Livourne - Place d'Armes
Reference: | S1165 |
Author | Paul Edme DE MUSSET |
Year: | 1855 ca. |
Zone: | Livorno |
Printed: | Paris |
Measures: | 180 x 140 mm |
Reference: | S1165 |
Author | Paul Edme DE MUSSET |
Year: | 1855 ca. |
Zone: | Livorno |
Printed: | Paris |
Measures: | 180 x 140 mm |
Description
View taken from Voyage pittoresque en Italie. partie septentrionale / par M. Paul de Musset.
This is a delightful and learned guide through the cities and villages of Italy, which contains engravings by the Rouargue brothers.

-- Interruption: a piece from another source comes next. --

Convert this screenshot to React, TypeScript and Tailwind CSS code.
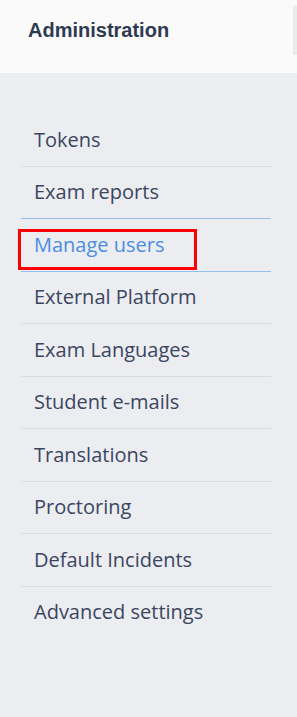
import React from 'react';

const items = [
  'Tokens',
  'Exam reports',
  'Manage users',
  'External Platform',
  'Exam Languages',
  'Student e-mails',
  'Translations',
  'Proctoring',
  'Default Incidents',
  'Advanced settings',
];

const ACTIVE = 'Manage users';

function NavItem({ label, active, last, beforeActive }: { label: string; active: boolean; last: boolean; beforeActive: boolean }) {
  let border = 'border-b border-[#dcdcdc]';
  if (last) border = 'border-b border-transparent';
  if (beforeActive || active) border = 'border-b border-[#94bfea]';
  return (
    <li className={`relative flex h-[52.5px] items-center px-[13px] ${border}`}>
      <span className={`text-[20px] leading-none ${active ? 'text-[#4a8ee0]' : 'text-[#3a4660]'}`}>{label}</span>
      {active && (
        <div className="pointer-events-none absolute left-[-3px] top-[10px] h-[41px] w-[179px] border-[3px] border-[#ff0000]" />
      )}
    </li>
  );
}

export default function App() {
  const activeIndex = items.indexOf(ACTIVE);
  return (
    <div className="flex min-h-screen w-full flex-col bg-[#ecedf1] font-['Open_Sans',sans-serif]">
      <header className="flex h-[73px] justify-between bg-[#fafafa]">
        <h2 className="pl-[28px] pt-[18px] font-['Liberation_Sans',Arial,sans-serif] text-[20px] font-bold leading-[24px] text-[#2f3a52]">
          Administration
        </h2>
        <div className="mt-[6px] h-[49px] w-[4px] bg-[#ebebeb]" />
      </header>
      <nav className="pl-[21px] pr-[26px] pt-[41px]">
        <ul>
          {items.map((label, i) => (
            <NavItem
              key={label}
              label={label}
              active={i === activeIndex}
              beforeActive={i === activeIndex - 1}
              last={i === items.length - 1}
            />
          ))}
        </ul>
      </nav>
    </div>
  );
}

Paul's journey to Italy lasted almost a year: he left in December 1842 and returned in the autumn of the following year. In Marseilles he embarked on the ship "Pharamond" which took him to Genoa, where he stayed about a month. From Genoa, the Tuscan bastion Leopoldo took him to Naples, where he stayed three months, making several trips in the region. On April 8 he embarked on the ship "Mongibello" in the direction of Messina, for a tour of Sicily of about six weeks. Back in Naples, he went by stagecoach through the Papal States to Rome, where he stayed for forty days. Then it was the turn of Florence, Bologna, Ferrara, Padua, Venice. Enchanted by the city so dear to his brother, he would have liked to stay there for a long time but, lacking money, he was forced to continue to Milan. After a visit to the lake of Como, he took the way back through the St. Gotthard, Basel and Strasbourg. This is the itinerary, according to the account that is made in the first version, published in 1845 with the title Course en voiturin (Italie et Sicile).
In the years 1855-1856 came out another very extensive version of the same journey: two large volumes of more than five hundred pages each, entitled Voyage pittoresque en Italie. Partie septentrionale, and Voyage pittoresque en Italie (Partie méridionale) et en Sicile.
Copperplate, in excellent condition.
Literature
Vicaire V, 1314.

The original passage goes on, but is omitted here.